• **Given information**
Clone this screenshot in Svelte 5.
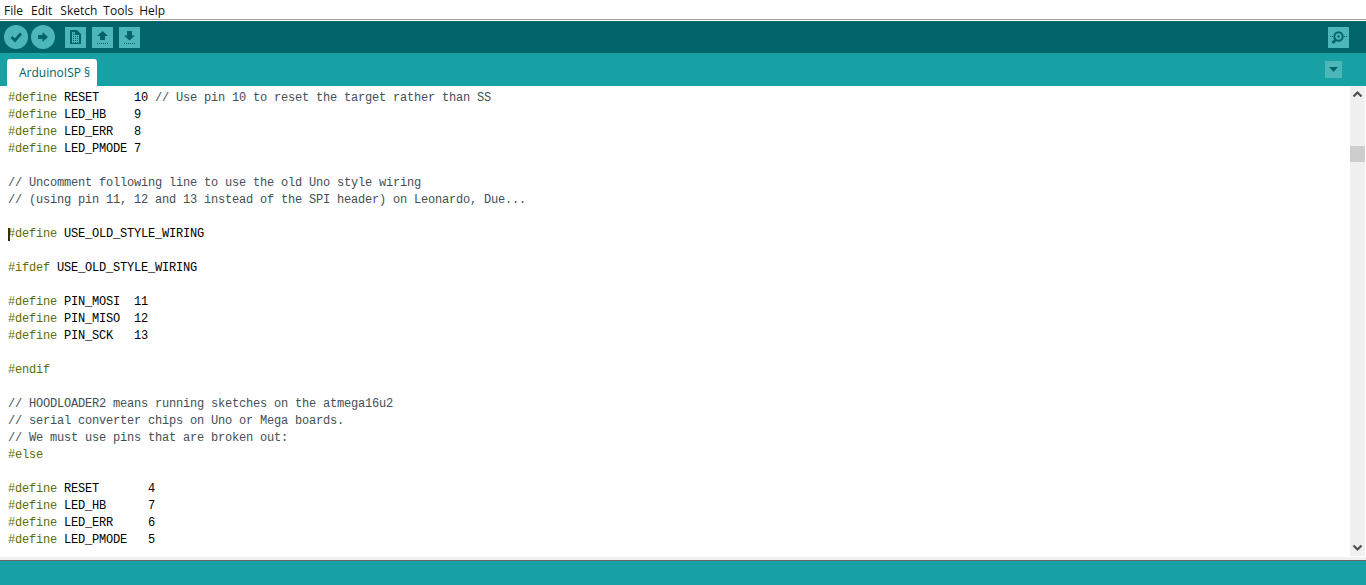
<script>
  const kw = 'kw', cm = 'cm';
  const lines = [
    [['#define', kw], [' RESET     10 '], ['// Use pin 10 to reset the target rather than SS', cm]],
    [['#define', kw], [' LED_HB    9']],
    [['#define', kw], [' LED_ERR   8']],
    [['#define', kw], [' LED_PMODE 7']],
    [],
    [['// Uncomment following line to use the old Uno style wiring', cm]],
    [['// (using pin 11, 12 and 13 instead of the SPI header) on Leonardo, Due...', cm]],
    [],
    [['#define', kw], [' USE_OLD_STYLE_WIRING']],
    [],
    [['#ifdef', kw], [' USE_OLD_STYLE_WIRING']],
    [],
    [['#define', kw], [' PIN_MOSI  11']],
    [['#define', kw], [' PIN_MISO  12']],
    [['#define', kw], [' PIN_SCK   13']],
    [],
    [['#endif', kw]],
    [],
    [['// HOODLOADER2 means running sketches on the atmega16u2', cm]],
    [['// serial converter chips on Uno or Mega boards.', cm]],
    [['// We must use pins that are broken out:', cm]],
    [['#else', kw]],
    [],
    [['#define', kw], [' RESET       4']],
    [['#define', kw], [' LED_HB      7']],
    [['#define', kw], [' LED_ERR     6']],
    [['#define', kw], [' LED_PMODE   5']]
  ];
  const menus = ['File', 'Edit', 'Sketch', 'Tools', 'Help'];
</script>

<div class="app">
  <nav class="menubar">
    {#each menus as m}<span class="menu">{m}</span>{/each}
  </nav>

  <div class="toolbar">
    <button class="round" aria-label="Verify">
      <svg width="24" height="24" viewBox="0 0 24 24"><path d="M7.500 12l3.500 3.500 6-7" fill="none" stroke="#006468" stroke-width="2.800"/></svg>
    </button>
    <button class="round" aria-label="Upload">
      <svg width="24" height="24" viewBox="0 0 24 24"><path d="M7 10h4.500V7l5.500 5-5.500 5v-3H7z" fill="#006468"/></svg>
    </button>
    <button class="square first" aria-label="New">
      <svg width="21" height="21" viewBox="0 0 21 21"><path d="M5 3h7l4 4v10H5z" fill="#006468"/><path d="M7 6h3M7 8.500h7M7 10.500h7M7 12.500h7M7 14.500h7" stroke="#4db6b9" stroke-width="1" fill="none"/><path d="M7.500 5v11M9.500 5v11M11.500 8v8M13.500 8v8" stroke="#4db6b9" stroke-width="1" fill="none"/></svg>
    </button>
    <button class="square" aria-label="Open">
      <svg width="21" height="21" viewBox="0 0 21 21"><path d="M10.500 4l5.500 5h-3v4H8V9H5z" fill="#006468"/><path d="M5 16.500h11" stroke="#006468" stroke-width="1" stroke-dasharray="1 1"/></svg>
    </button>
    <button class="square" aria-label="Save">
      <svg width="21" height="21" viewBox="0 0 21 21"><path d="M8 4h5v4.500h3L10.500 13.500 5 8.500h3z" fill="#006468"/><path d="M5 16.500h11" stroke="#006468" stroke-width="1" stroke-dasharray="1 1"/></svg>
    </button>
    <button class="square monitor" aria-label="Serial Monitor">
      <svg width="21" height="21" viewBox="0 0 21 21"><circle cx="10.500" cy="9.500" r="4.200" fill="none" stroke="#006468" stroke-width="2"/><circle cx="10.500" cy="9.500" r="1.200" fill="#006468"/><path d="M7.500 13l-3 3" stroke="#006468" stroke-width="2.800"/><path d="M2 9.500h3M16 9.500h3" stroke="#006468" stroke-dasharray="1 1"/></svg>
    </button>
  </div>

  <div class="tabs">
    <div class="tab">ArduinoISP §</div>
    <button class="dropdown" aria-label="Tab menu">
      <svg width="17" height="17" viewBox="0 0 17 17"><path d="M4 6h9l-4.500 5z" fill="#006468"/></svg>
    </button>
  </div>

  <div class="editor">
    <div class="code">
      {#each lines as line, i}
        <div class="line">{#if i === 8}<span class="caret"></span>{/if}{#each line as seg}<span class={seg[1]}>{seg[0]}</span>{/each}</div>
      {/each}
    </div>
    <div class="scrollbar">
      <svg class="arrow" width="15" height="17" viewBox="0 0 15 17"><path d="M3.500 10.500l4-4 4 4" fill="none" stroke="#505050" stroke-width="2.200"/></svg>
      <div class="track"><div class="thumb"></div></div>
      <svg class="arrow" width="15" height="17" viewBox="0 0 15 17"><path d="M3.500 6.500l4 4 4-4" fill="none" stroke="#505050" stroke-width="2.200"/></svg>
    </div>
  </div>

  <div class="hscroll"></div>
  <div class="status"></div>
</div>

<style>
  :global(body) { margin: 0; background: #fff; }
  .app { display: flex; flex-direction: column; height: 585px; width: 1366px; overflow: hidden; }
  .menubar { height: 20px; box-sizing: border-box; padding: 1px 0 0 4px; flex: none; display: flex; align-items: center; gap: 7px; background: #fff; font: 12px "Open Sans", sans-serif; color: #111; border-bottom: 1px solid #a0a0a0; margin-bottom: 1px; }
  .menu:nth-child(2), .menu:nth-child(3) { margin-left: 1px; }
  .menu:nth-child(4), .menu:nth-child(5) { margin-left: -1px; }
  .toolbar { height: 32px; flex: none; background: #006468; display: flex; align-items: center; padding: 0 17px 0 4px; }
  button { border: 0; padding: 0; display: block; line-height: 0; }
  .round { width: 24px; height: 24px; border-radius: 50%; background: #4db6b9; margin-right: 3px; }
  .square { width: 21px; height: 21px; background: #4db6b9; margin-right: 6px; margin-top: 1px; }
  .square.first { margin-left: 7px; }
  .square.monitor { margin-left: auto; margin-right: 0; }
  .tabs { height: 33px; flex: none; background: #17a1a5; display: flex; align-items: flex-end; justify-content: space-between; padding: 0 24px 0 7px; }
  .tab { width: 78px; height: 27px; padding-left: 12px; background: #fff; border-radius: 3px 3px 0 0; font: 12px/28px "Open Sans", sans-serif; color: #006468; }
  .dropdown { width: 17px; height: 17px; background: #4db6b9; align-self: flex-start; margin-top: 8px; }
  .editor { height: 470px; flex: none; display: flex; background: #fff; }
  .code { flex: 1; padding: 4px 0 0 8px; font: 12px/17px "Liberation Mono", monospace; letter-spacing: -0.2px; color: #000; overflow: hidden; }
  .line { height: 17px; white-space: pre; position: relative; }
  .kw { color: #5e6d03; }
  .cm { color: #434f54; }
  .caret { position: absolute; left: 0; top: 2px; width: 2px; height: 13px; background: #333300; }
  .scrollbar { width: 15px; margin-right: 1px; background: #f0f0f0; display: flex; flex-direction: column; }
  .arrow { flex: none; display: block; }
  .track { flex: 1; padding-top: 43px; }
  .thumb { height: 16px; background: #cdcdcd; }
  .hscroll { height: 3px; flex: none; margin-top: 1px; background: #f0f0f0; }
  .status { flex: none; height: 25px; background: #17a1a5; border-top: 1px solid #666; box-sizing: border-box; }
</style>
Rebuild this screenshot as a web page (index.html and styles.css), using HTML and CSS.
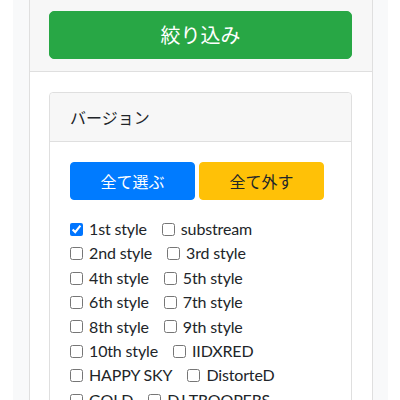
FILE: index.html
```html
<!DOCTYPE html>
<html lang="ja">
<head>
<meta charset="utf-8">
<link rel="stylesheet" href="styles.css">
</head>
<body>
<div class="page">
  <div class="card">
    <div class="card-header">
      <button class="btn btn-lg btn-success">絞り込み</button>
    </div>
    <div class="card-body">
      <div class="inner-card">
        <div class="inner-header">バージョン</div>
        <div class="inner-body">
          <div class="actions">
            <button class="btn btn-primary">全て選ぶ</button>
            <button class="btn btn-warning">全て外す</button>
          </div>
          <div class="checks">
            <label class="check"><input type="checkbox" checked><span>1st style</span></label>
            <label class="check"><input type="checkbox"><span>substream</span></label>
            <label class="check"><input type="checkbox"><span>2nd style</span></label>
            <label class="check"><input type="checkbox"><span>3rd style</span></label>
            <label class="check"><input type="checkbox"><span>4th style</span></label>
            <label class="check"><input type="checkbox"><span>5th style</span></label>
            <label class="check"><input type="checkbox"><span>6th style</span></label>
            <label class="check"><input type="checkbox"><span>7th style</span></label>
            <label class="check"><input type="checkbox"><span>8th style</span></label>
            <label class="check"><input type="checkbox"><span>9th style</span></label>
            <label class="check"><input type="checkbox"><span>10th style</span></label>
            <label class="check"><input type="checkbox"><span>IIDXRED</span></label>
            <label class="check"><input type="checkbox"><span>HAPPY SKY</span></label>
            <label class="check"><input type="checkbox"><span>DistorteD</span></label>
            <label class="check"><input type="checkbox"><span>GOLD</span></label>
            <label class="check"><input type="checkbox"><span>DJ TROOPERS</span></label>
          </div>
        </div>
      </div>
    </div>
  </div>
</div>
</body>
</html>
```
FILE: styles.css
```css
html, body {
  margin: 0;
  padding: 0;
  background: #fff;
  height: 400px;
  overflow: hidden;
}
body {
  font-family: Lato, "Noto Sans CJK JP", sans-serif;
  font-size: 16px;
  line-height: 1.5;
  color: #212529;
}
.page {
  margin-left: 13px;
  width: 344px;
  padding: 0 15px 0 16px;
  background: #f8f9fa;
  height: 400px;
}
.card {
  border: 1px solid #dfdfdf;
  border-top: none;
  background: #fff;
  height: 420px;
}
.card-header {
  background: #f7f7f7;
  padding: 11px 20px 12px 19px;
  border-bottom: 1px solid #dfdfdf;
}
.card-body {
  padding: 20px 20px 20px 19px;
}
.btn {
  font-family: "Noto Sans CJK JP", sans-serif;
  border: 1px solid transparent;
  border-radius: 4px;
  cursor: pointer;
  color: #fff;
  font-size: 16px;
  line-height: 24px;
  padding: 6px 0;
}
.btn-lg {
  display: block;
  width: 100%;
  font-size: 20px;
  line-height: 30px;
  padding: 8px 16px;
  border-radius: 5px;
}
.btn-success { background: #28a745; border-color: #28a745; }
.btn-primary { background: #007bff; border-color: #007bff; }
.btn-warning { background: #ffc107; border-color: #ffc107; color: #212529; }
.inner-card {
  border: 1px solid #dfdfdf;
  border-radius: 4px;
  background: #fff;
}
.inner-header {
  background: #f7f7f7;
  padding: 12px 20px;
  border-bottom: 1px solid #dfdfdf;
  border-radius: 4px 4px 0 0;
  font-family: "Noto Sans CJK JP", sans-serif;
}
.inner-body {
  padding: 20px;
}
.actions {
  display: flex;
  gap: 4px;
  margin-bottom: 17px;
}
.actions .btn {
  width: 125px;
}
.checks {
  display: flex;
  flex-wrap: wrap;
  line-height: 24.4px;
  letter-spacing: -0.15px;
}
.check {
  display: inline-flex;
  align-items: center;
  margin-right: 15px;
}
.check input {
  width: 13px;
  height: 13px;
  margin: 0 6px 0 0;
}
```
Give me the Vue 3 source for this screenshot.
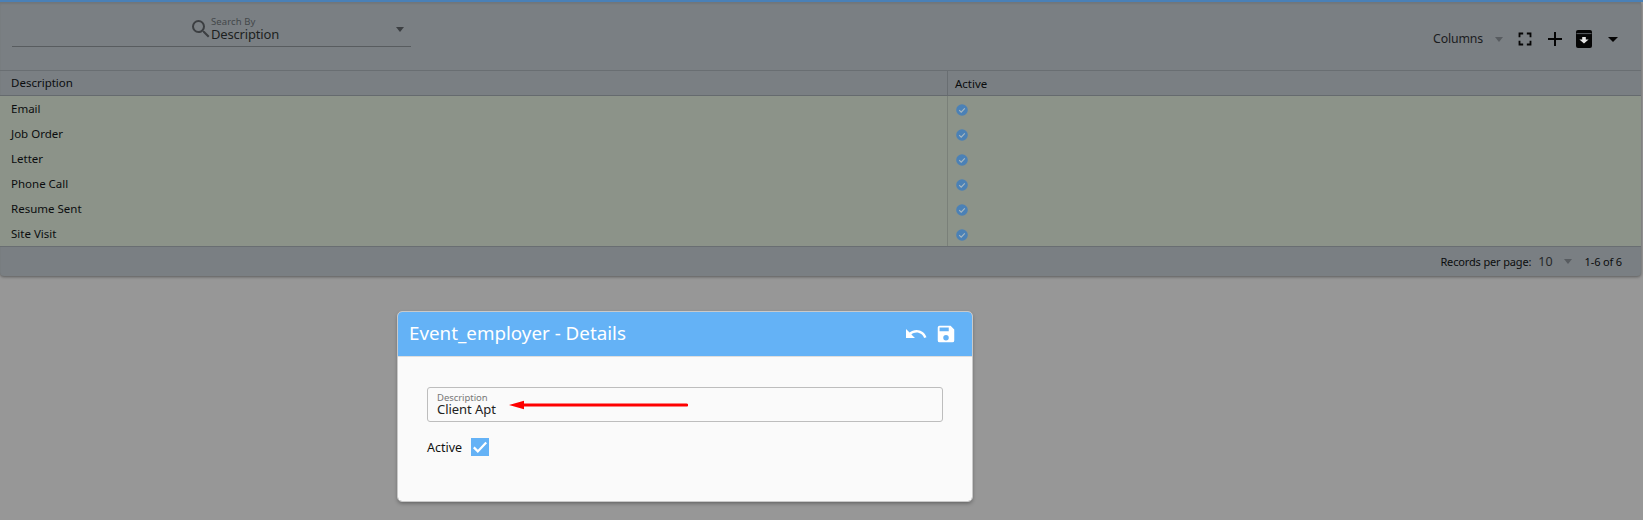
<script setup>
const rows = ['Email', 'Job Order', 'Letter', 'Phone Call', 'Resume Sent', 'Site Visit']
</script>

<template>
  <div class="page">
    <div class="card">
      <div class="toolbar">
        <div class="search">
          <svg class="search-icon" viewBox="0 0 24 24"><path d="M15.5 14h-.79l-.28-.27A6.47 6.47 0 0 0 16 9.5 6.5 6.5 0 1 0 9.5 16c1.61 0 3.09-.59 4.23-1.57l.27.28v.79l5 4.99L20.49 19l-4.99-5zm-6 0C7.01 14 5 11.99 5 9.5S7.01 5 9.5 5 14 7.01 14 9.5 11.99 14 9.5 14z"/></svg>
          <div class="search-text">
            <div class="search-label">Search By</div>
            <div class="search-value">Description</div>
          </div>
          <span class="caret search-caret"></span>
        </div>
        <div class="tools">
          <span class="columns">Columns</span>
          <span class="caret grey columns-caret"></span>
          <svg class="fs" viewBox="0 0 24 24"><path d="M7 14H5v5h5v-2H7v-3zm-2-4h2V7h3V5H5v5zm12 7h-3v2h5v-5h-2v3zM14 5v2h3v3h2V5h-5z"/></svg>
          <svg class="plus" viewBox="0 0 24 24"><path d="M19 13h-6v6h-2v-6H5v-2h6V5h2v6h6v2z"/></svg>
          <svg class="arch" viewBox="0 0 18 18"><path d="M3 0h12a2 2 0 0 1 2 2v14a2 2 0 0 1-2 2H3a2 2 0 0 1-2-2V2a2 2 0 0 1 2-2z" fill="#050505"/><path d="M1.5 3.6h15" stroke="#6f7478" stroke-width=".8"/><path d="M7.2 7h3.6v2.6h2.800L9 13.400 4.400 9.600h2.800z" fill="#e4e4e4"/></svg>
          <span class="caret dark"></span>
        </div>
      </div>
      <div class="grid-row head">
        <div class="c1">Description</div>
        <div class="c2">Active</div>
      </div>
      <div class="body">
        <div v-for="r in rows" :key="r" class="grid-row item">
          <div class="c1">{{ r }}</div>
          <div class="c2">
            <svg class="tick" viewBox="0 0 12 12"><circle cx="6" cy="6" r="5.8" fill="#4b81b6"/><path d="M3.2 6.2l2 2 3.6-3.8" fill="none" stroke="#a9b8c0" stroke-width="1.1"/></svg>
          </div>
        </div>
      </div>
      <div class="foot">
        <span class="tight">Records per page:</span>
        <span class="per">10</span>
        <span class="caret grey foot-caret"></span>
        <span class="tight">1-6 of 6</span>
      </div>
    </div>

    <div class="modal-wrap">
      <div class="modal">
        <div class="modal-head">
          <span class="modal-title">Event_employer - Details</span>
          <svg class="undo" viewBox="0 0 24 24"><path d="M12.5 8c-2.65 0-5.05.99-6.9 2.6L2 7v9h9l-3.62-3.62c1.39-1.16 3.16-1.88 5.12-1.88 3.54 0 6.55 2.31 7.6 5.5l2.37-.78C21.08 11.03 17.15 8 12.5 8z"/></svg>
          <svg class="save" viewBox="0 0 24 24"><path d="M17 3H5a2 2 0 0 0-2 2v14a2 2 0 0 0 2 2h14a2 2 0 0 0 2-2V7l-4-4zm-5 16a3 3 0 1 1 0-6 3 3 0 0 1 0 6zm3-10H5V5h10v4z"/></svg>
        </div>
        <div class="modal-body">
          <div class="field">
            <div class="field-label">Description</div>
            <div class="field-value">Client Apt</div>
            <svg class="arrow" width="179" height="10" viewBox="0 0 179 10"><path d="M0 5l15-4.200v2.600h162.500a1.600 1.600 0 0 1 0 3.200H15v2.600z" fill="#fe0000"/></svg>
          </div>
          <div class="active">
            <span>Active</span>
            <span class="box"><svg viewBox="0 0 18 18"><path d="M2.800 9.400l4 4L15.200 4.400" fill="none" stroke="#fff" stroke-width="2.200"/></svg></span>
          </div>
        </div>
      </div>
    </div>
  </div>
</template>

<style scoped>
.page {
  width: 1643px;
  height: 520px;
  overflow: hidden;
  background: #979797;
  border-top: 2px solid #4a80b6;
  box-sizing: border-box;
  font-family: "Noto Sans", "Open Sans", sans-serif;
  color: #0b0d0e;
}
.card {
  height: 274px;
  margin-right: 2px;
  background: #7a7f83;
  border-radius: 0 0 4px 4px;
  box-shadow: 0 1px 3px rgba(0, 0, 0, .4), inset 0 2px 2px rgba(0, 0, 0, .07);
  clip-path: inset(0 -6px -6px -6px);
  display: flex;
  flex-direction: column;
}
.toolbar {
  height: 68px;
  display: flex;
  justify-content: space-between;
  align-items: flex-start;
  border-bottom: 1px solid #696e72;
}
.search {
  width: 399px;
  height: 45px;
  margin-left: 12px;
  border-bottom: 1px solid #585c5f;
  display: flex;
  align-items: flex-start;
  position: relative;
  padding-left: 177px;
  box-sizing: border-box;
}
.search-icon {
  width: 24px;
  height: 24px;
  fill: #3c3f42;
  margin-top: 15px;
  flex: none;
}
.search-text { margin-left: -2px; margin-top: 15px; }
.search-label { font-size: 9.5px; line-height: 10px; color: #43474a; letter-spacing: .1px; }
.search-value { font-size: 13px; line-height: 14px; color: #1d1f21; letter-spacing: -.17px; }
.caret {
  width: 0;
  height: 0;
  border-left: 4px solid transparent;
  border-right: 4px solid transparent;
  border-top: 5px solid #3c3f42;
  flex: none;
}
.search-caret { position: absolute; right: 7px; top: 25px; }
.tools {
  display: flex;
  align-items: center;
  margin-top: 26px;
  height: 22px;
  padding-right: 23px;
}
.columns { font-size: 12.300px; color: #1a1c1e; letter-spacing: -.15px; margin: 0 0 2px 1px; }
.grey { border-top-color: #585c60; }
.columns-caret { margin-left: 12px; }
.fs { width: 22px; height: 22px; margin-left: 11px; fill: #050505; }
.plus { width: 24px; height: 24px; margin-left: 7px; fill: #050505; }
.arch { width: 18px; height: 18px; margin-left: 8px; }
.dark { border-top-color: #050505; margin-left: 15px; border-left-width: 5px; border-right-width: 5px; }
.grid-row { display: flex; }
.c1 { width: 947px; padding-left: 11px; box-sizing: border-box; flex: none; }
.c2 { padding-left: 8px; border-left: 1px solid #696e72; flex: 1; display: flex; align-items: center; }
.head {
  height: 24px;
  line-height: 23px;
  font-size: 11.500px;
  border-bottom: 1px solid #656a6e;
}
.head .c2 { padding-left: 7px; }
.body { background: #8c9389; height: 150px; }
.item { height: 25px; line-height: 25px; font-size: 11.500px; }
.item .c2 { border-left-color: #7a8079; }
.tick { width: 12px; height: 12px; margin-top: 2px; }
.foot {
  flex: 1;
  border-top: 1px solid #696e72;
  display: flex;
  align-items: center;
  justify-content: flex-end;
  font-size: 11px;
  padding-right: 19px;
}
.tight { letter-spacing: -.15px; }
.per { font-size: 12.500px; margin-left: 7px; color: #26282a; }
.foot-caret { margin: 0 13px 0 11px; }
.modal-wrap { padding: 36px 0 0 398px; }
.modal {
  width: 574px;
  height: 189px;
  background: #fafafa;
  border-radius: 4px;
  overflow: hidden;
  outline: 1px solid #c9c9c9;
  box-shadow: 0 2px 4px rgba(0, 0, 0, .4);
}
.modal-head {
  height: 44px;
  background: #64b2f6;
  border-bottom: 1px solid #dedede;
  display: flex;
  align-items: center;
  padding: 0 15px 0 11px;
  color: #fff;
}
.modal-title { font-size: 18.800px; flex: 1; margin-top: -2px; }
.undo { width: 24px; height: 24px; fill: #fff; margin-right: 7px; }
.save { width: 22px; height: 22px; fill: #fff; }
.modal-body { padding: 30px 29px 0 29px; }
.field {
  height: 33px;
  border: 1px solid #bdbdbd;
  border-radius: 3px;
  padding-left: 9px;
  position: relative;
  color: #222;
}
.field-label { font-size: 9.500px; line-height: 10px; margin-top: 5px; color: #777; letter-spacing: -.05px; }
.field-value { font-size: 13px; line-height: 13px; letter-spacing: -.05px; }
.arrow { position: absolute; left: 81px; top: 12px; }
.active {
  display: flex;
  align-items: center;
  gap: 9px;
  margin-top: 16px;
  font-size: 12.500px;
  color: #111;
}
.box { width: 18px; height: 18px; background: #64b2f6; display: block; }
.box svg { width: 18px; height: 18px; display: block; }
</style>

• **Task objective**
Copy each line of the data that contains the word "index".

• **Reply to the exercise**
Rebuild this screenshot as a web page (index.html and styles.css), using HTML and CSS.
FILE: index.html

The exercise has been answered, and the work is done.